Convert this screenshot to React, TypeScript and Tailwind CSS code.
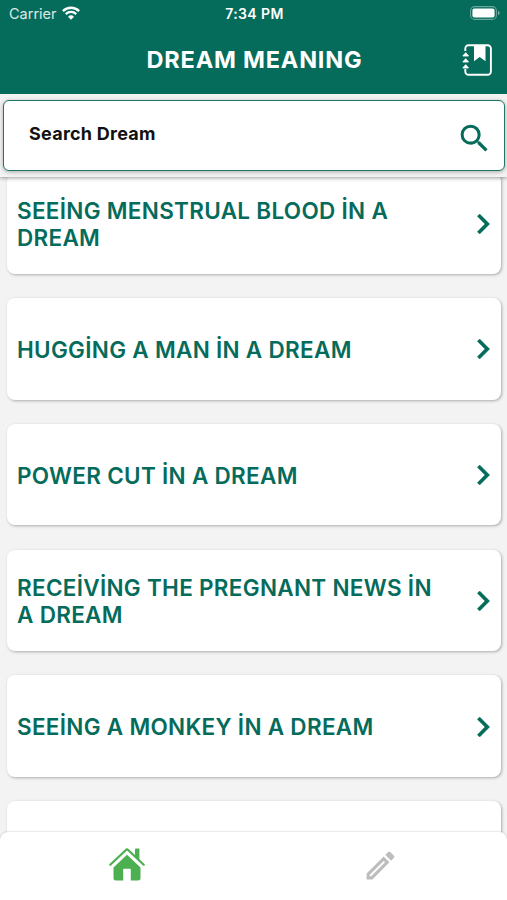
import React from "react";

interface IconProps {
  className?: string;
}

interface Dream {
  id: number;
  title: string;
}

const dreams: Dream[] = [
  { id: 1, title: "SEEİNG MENSTRUAL BLOOD İN A DREAM" },
  { id: 2, title: "HUGGİNG A MAN İN A DREAM" },
  { id: 3, title: "POWER CUT İN A DREAM" },
  { id: 4, title: "RECEİVİNG THE PREGNANT NEWS İN A DREAM" },
  { id: 5, title: "SEEİNG A MONKEY İN A DREAM" },
  { id: 6, title: "" },
];

const WifiIcon = ({ className }: IconProps) => (
  <svg className={className} viewBox="0 0 18 14" fill="none" stroke="currentColor" strokeWidth="2.3">
    <path d="M.9 5.1a11.5 11.5 0 0 1 16.2 0" />
    <path d="M3.8 8.1a7.4 7.4 0 0 1 10.4 0" />
    <path d="M9 13.7 6 10.7a4.3 4.3 0 0 1 6 0z" fill="currentColor" stroke="none" />
  </svg>
);

const BatteryIcon = ({ className }: IconProps) => (
  <svg className={className} viewBox="0 0 30 14" fill="none">
    <rect x=".6" y=".6" width="25.8" height="12.8" rx="4" stroke="white" strokeOpacity=".4" strokeWidth="1.1" />
    <rect x="2.4" y="2.4" width="22.2" height="9.2" rx="2" fill="white" />
    <path d="M28 5v4c1-.4 1.5-1.1 1.5-2S29 5.4 28 5z" fill="white" fillOpacity=".5" />
  </svg>
);

const JournalIcon = ({ className }: IconProps) => (
  <svg className={className} viewBox="0 0 30 32" fill="none">
    <path
      d="M3.3 7V4.500a3.300 3.300 0 0 1 3.300-3.300h19a3.300 3.300 0 0 1 3.300 3.300v23a3.300 3.300 0 0 1-3.300 3.300h-19a3.300 3.300 0 0 1-3.300-3.300V25"
      stroke="currentColor"
      strokeWidth="1.9"
    />
    <path d="M12 1.5h11.500v15.800L17.700 13 12 17.300z" fill="currentColor" />
    <path
      d="M3.700 8.700 6.500 12H.8zM3.700 14.700l2.800 3.300H.8zM3.700 20.700l2.800 3.300H.8z"
      fill="currentColor"
      stroke="currentColor"
      strokeWidth=".9"
      strokeLinejoin="round"
    />
  </svg>
);

const SearchIcon = ({ className }: IconProps) => (
  <svg className={className} viewBox="0 0 24 24" fill="currentColor">
    <path d="M15.5 14h-.79l-.28-.27A6.471 6.471 0 0 0 16 9.5 6.5 6.5 0 1 0 9.5 16c1.61 0 3.09-.59 4.23-1.57l.27.28v.79l5 4.99L20.49 19l-4.99-5zm-6 0C7.01 14 5 11.99 5 9.5S7.01 5 9.5 5 14 7.01 14 9.5 11.99 14 9.5 14z" />
  </svg>
);

const ChevronIcon = ({ className }: IconProps) => (
  <svg className={className} viewBox="0 0 24 24" fill="currentColor">
    <path d="M10 6 8.59 7.41 13.17 12l-4.58 4.59L10 18l6-6z" stroke="currentColor" strokeWidth=".25" strokeLinejoin="round" />
  </svg>
);

const HomeIcon = ({ className }: IconProps) => (
  <svg className={className} viewBox="0 0 36 33" fill="currentColor">
    <path d="M1.3 16.700 16.900 2a1.600 1.600 0 0 1 2.200 0L34.700 16.700" fill="none" stroke="currentColor" strokeWidth="2.2" strokeLinecap="round" strokeLinejoin="round" />
    <path d="M27 .6h2.400a1 1 0 0 1 1 1v11L26 8.500V1.600a1 1 0 0 1 1-1z" />
    <path d="M18 6.800 31.500 19.400v10.700a2.500 2.500 0 0 1-2.500 2.500h-7.200V21.500a.8.8 0 0 0-.8-.8h-6a.8.8 0 0 0-.8.8v11.100H7a2.500 2.500 0 0 1-2.500-2.500V19.400z" />
  </svg>
);

const PencilIcon = ({ className }: IconProps) => (
  <svg className={className} viewBox="0 0 24 24" fill="currentColor">
    <path d="M14.06 9.02l.92.92L5.92 19H5v-.92l9.06-9.06M17.66 3c-.25 0-.51.1-.7.29l-1.83 1.83 3.75 3.75 1.83-1.83c.39-.39.39-1.02 0-1.41l-2.34-2.34c-.2-.2-.45-.29-.71-.29zm-3.6 3.19L3 17.25V21h3.75L17.81 9.94l-3.75-3.75z" />
  </svg>
);

function DreamItem({ dream }: { dream: Dream }) {
  return (
    <button className="flex h-[101.5px] w-[494px] shrink-0 items-center justify-between rounded-lg bg-white pl-[10px] text-left shadow-[1px_1px_3px_rgba(0,0,0,0.3)]">
      <span className="w-[432px] pt-[1.5px] text-[22.5px] leading-[27px] font-semibold tracking-[0.3px] text-[#056b5b]">
        {dream.title}
      </span>
      {dream.title && <ChevronIcon className="mt-px mr-[-2px] size-10 shrink-0 text-[#056b5b]" />}
    </button>
  );
}

function App() {
  return (
    <div className="flex h-[900px] w-[507px] flex-col overflow-hidden bg-[#f3f3f3] font-['Inter','Liberation_Sans',sans-serif]">
      <header className="z-20 h-[94px] shrink-0 bg-[#056b5b] text-white">
        <div className="grid h-7 grid-cols-3 items-center pr-[7px] pl-[9px]">
          <div className="flex items-center gap-[5px]">
            <span className="text-[14.5px] text-white/85">Carrier</span>
            <WifiIcon className="mb-[2px] h-[14px] w-[18px]" />
          </div>
          <span className="pb-px text-center text-[14px] font-semibold tracking-[0.4px]">7:34 PM</span>
          <BatteryIcon className="mb-[2px] h-[14px] w-[30px] justify-self-end" />
        </div>
        <div className="grid h-[63px] grid-cols-[1fr_auto_1fr] items-center px-[15px]">
          <h1 className="col-start-2 pl-[2px] text-[23.5px] font-bold tracking-[0.8px]">DREAM MEANING</h1>
          <JournalIcon className="h-8 w-[30px] justify-self-end" />
        </div>
      </header>

      <div className="z-10 h-[83px] shrink-0 bg-[#f3f3f3] pt-[6px] pr-[2px] pl-[3px] shadow-[0_1px_4px_rgba(0,0,0,0.4)]">
        <div className="flex h-[71px] items-center justify-between rounded-md border border-[#1f7666] bg-white pr-[11px] pl-[25px] shadow-[0_1px_4px_rgba(0,0,0,0.3)]">
          <span className="pb-[4px] text-[18px] font-bold tracking-[0.25px] text-[#111]">Search Dream</span>
          <SearchIcon className="mt-[6px] size-[37px] text-[#056b5b]" />
        </div>
      </div>

      <main className="min-h-0 flex-1 overflow-hidden pl-[7px]">
        <div className="-mt-[4.5px] flex flex-col gap-[24.2px]">
          {dreams.map((dream) => (
            <DreamItem key={dream.id} dream={dream} />
          ))}
        </div>
      </main>

      <nav className="z-10 grid h-[68px] shrink-0 grid-cols-2 rounded-t-lg bg-white shadow-[0_0_2px_rgba(0,0,0,0.3)]">
        <button className="flex justify-center pt-[16px]">
          <HomeIcon className="h-[33px] w-9 text-[#4caf50]" />
        </button>
        <button className="flex justify-center pt-[15px]">
          <PencilIcon className="size-[37px] text-[#bdbdbd]" />
        </button>
      </nav>
    </div>
  );
}

export default App;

════

▶ [Task directions]: In this exercise, set down all of the data exactly, without the pictures.

▶ [Response for this exercise]:
Convert this screenshot to React, TypeScript and Tailwind CSS code.
import React from "react";

interface IconProps {
  className?: string;
}

interface Dream {
  id: number;
  title: string;
}

const dreams: Dream[] = [
  { id: 1, title: "SEEİNG MENSTRUAL BLOOD İN A DREAM" },
  { id: 2, title: "HUGGİNG A MAN İN A DREAM" },
  { id: 3, title: "POWER CUT İN A DREAM" },
  { id: 4, title: "RECEİVİNG THE PREGNANT NEWS İN A DREAM" },
  { id: 5, title: "SEEİNG A MONKEY İN A DREAM" },
  { id: 6, title: "" },
];

const WifiIcon = ({ className }: IconProps) => (
  <svg className={className} viewBox="0 0 18 14" fill="none" stroke="currentColor" strokeWidth="2.3">
    <path d="M.9 5.1a11.5 11.5 0 0 1 16.2 0" />
    <path d="M3.8 8.1a7.4 7.4 0 0 1 10.4 0" />
    <path d="M9 13.7 6 10.7a4.3 4.3 0 0 1 6 0z" fill="currentColor" stroke="none" />
  </svg>
);

const BatteryIcon = ({ className }: IconProps) => (
  <svg className={className} viewBox="0 0 30 14" fill="none">
    <rect x=".6" y=".6" width="25.8" height="12.8" rx="4" stroke="white" strokeOpacity=".4" strokeWidth="1.1" />
    <rect x="2.4" y="2.4" width="22.2" height="9.2" rx="2" fill="white" />
    <path d="M28 5v4c1-.4 1.5-1.1 1.5-2S29 5.4 28 5z" fill="white" fillOpacity=".5" />
  </svg>
);

const JournalIcon = ({ className }: IconProps) => (
  <svg className={className} viewBox="0 0 30 32" fill="none">
    <path
      d="M3.3 7V4.500a3.300 3.300 0 0 1 3.300-3.300h19a3.300 3.300 0 0 1 3.300 3.300v23a3.300 3.300 0 0 1-3.300 3.300h-19a3.300 3.300 0 0 1-3.300-3.300V25"
      stroke="currentColor"
      strokeWidth="1.9"
    />
    <path d="M12 1.5h11.500v15.800L17.700 13 12 17.300z" fill="currentColor" />
    <path
      d="M3.700 8.700 6.500 12H.8zM3.700 14.700l2.800 3.300H.8zM3.700 20.700l2.800 3.300H.8z"
      fill="currentColor"
      stroke="currentColor"
      strokeWidth=".9"
      strokeLinejoin="round"
    />
  </svg>
);

const SearchIcon = ({ className }: IconProps) => (
  <svg className={className} viewBox="0 0 24 24" fill="currentColor">
    <path d="M15.5 14h-.79l-.28-.27A6.471 6.471 0 0 0 16 9.5 6.5 6.5 0 1 0 9.5 16c1.61 0 3.09-.59 4.23-1.57l.27.28v.79l5 4.99L20.49 19l-4.99-5zm-6 0C7.01 14 5 11.99 5 9.5S7.01 5 9.5 5 14 7.01 14 9.5 11.99 14 9.5 14z" />
  </svg>
);

const ChevronIcon = ({ className }: IconProps) => (
  <svg className={className} viewBox="0 0 24 24" fill="currentColor">
    <path d="M10 6 8.59 7.41 13.17 12l-4.58 4.59L10 18l6-6z" stroke="currentColor" strokeWidth=".25" strokeLinejoin="round" />
  </svg>
);

const HomeIcon = ({ className }: IconProps) => (
  <svg className={className} viewBox="0 0 36 33" fill="currentColor">
    <path d="M1.3 16.700 16.900 2a1.600 1.600 0 0 1 2.200 0L34.700 16.700" fill="none" stroke="currentColor" strokeWidth="2.2" strokeLinecap="round" strokeLinejoin="round" />
    <path d="M27 .6h2.400a1 1 0 0 1 1 1v11L26 8.500V1.600a1 1 0 0 1 1-1z" />
    <path d="M18 6.800 31.500 19.400v10.700a2.500 2.500 0 0 1-2.500 2.500h-7.200V21.500a.8.8 0 0 0-.8-.8h-6a.8.8 0 0 0-.8.8v11.100H7a2.500 2.500 0 0 1-2.500-2.500V19.400z" />
  </svg>
);

const PencilIcon = ({ className }: IconProps) => (
  <svg className={className} viewBox="0 0 24 24" fill="currentColor">
    <path d="M14.06 9.02l.92.92L5.92 19H5v-.92l9.06-9.06M17.66 3c-.25 0-.51.1-.7.29l-1.83 1.83 3.75 3.75 1.83-1.83c.39-.39.39-1.02 0-1.41l-2.34-2.34c-.2-.2-.45-.29-.71-.29zm-3.6 3.19L3 17.25V21h3.75L17.81 9.94l-3.75-3.75z" />
  </svg>
);

function DreamItem({ dream }: { dream: Dream }) {
  return (
    <button className="flex h-[101.5px] w-[494px] shrink-0 items-center justify-between rounded-lg bg-white pl-[10px] text-left shadow-[1px_1px_3px_rgba(0,0,0,0.3)]">
      <span className="w-[432px] pt-[1.5px] text-[22.5px] leading-[27px] font-semibold tracking-[0.3px] text-[#056b5b]">
        {dream.title}
      </span>
      {dream.title && <ChevronIcon className="mt-px mr-[-2px] size-10 shrink-0 text-[#056b5b]" />}
    </button>
  );
}

function App() {
  return (
    <div className="flex h-[900px] w-[507px] flex-col overflow-hidden bg-[#f3f3f3] font-['Inter','Liberation_Sans',sans-serif]">
      <header className="z-20 h-[94px] shrink-0 bg-[#056b5b] text-white">
        <div className="grid h-7 grid-cols-3 items-center pr-[7px] pl-[9px]">
          <div className="flex items-center gap-[5px]">
            <span className="text-[14.5px] text-white/85">Carrier</span>
            <WifiIcon className="mb-[2px] h-[14px] w-[18px]" />
          </div>
          <span className="pb-px text-center text-[14px] font-semibold tracking-[0.4px]">7:34 PM</span>
          <BatteryIcon className="mb-[2px] h-[14px] w-[30px] justify-self-end" />
        </div>
        <div className="grid h-[63px] grid-cols-[1fr_auto_1fr] items-center px-[15px]">
          <h1 className="col-start-2 pl-[2px] text-[23.5px] font-bold tracking-[0.8px]">DREAM MEANING</h1>
          <JournalIcon className="h-8 w-[30px] justify-self-end" />
        </div>
      </header>

      <div className="z-10 h-[83px] shrink-0 bg-[#f3f3f3] pt-[6px] pr-[2px] pl-[3px] shadow-[0_1px_4px_rgba(0,0,0,0.4)]">
        <div className="flex h-[71px] items-center justify-between rounded-md border border-[#1f7666] bg-white pr-[11px] pl-[25px] shadow-[0_1px_4px_rgba(0,0,0,0.3)]">
          <span className="pb-[4px] text-[18px] font-bold tracking-[0.25px] text-[#111]">Search Dream</span>
          <SearchIcon className="mt-[6px] size-[37px] text-[#056b5b]" />
        </div>
      </div>

      <main className="min-h-0 flex-1 overflow-hidden pl-[7px]">
        <div className="-mt-[4.5px] flex flex-col gap-[24.2px]">
          {dreams.map((dream) => (
            <DreamItem key={dream.id} dream={dream} />
          ))}
        </div>
      </main>

      <nav className="z-10 grid h-[68px] shrink-0 grid-cols-2 rounded-t-lg bg-white shadow-[0_0_2px_rgba(0,0,0,0.3)]">
        <button className="flex justify-center pt-[16px]">
          <HomeIcon className="h-[33px] w-9 text-[#4caf50]" />
        </button>
        <button className="flex justify-center pt-[15px]">
          <PencilIcon className="size-[37px] text-[#bdbdbd]" />
        </button>
      </nav>
    </div>
  );
}

export default App;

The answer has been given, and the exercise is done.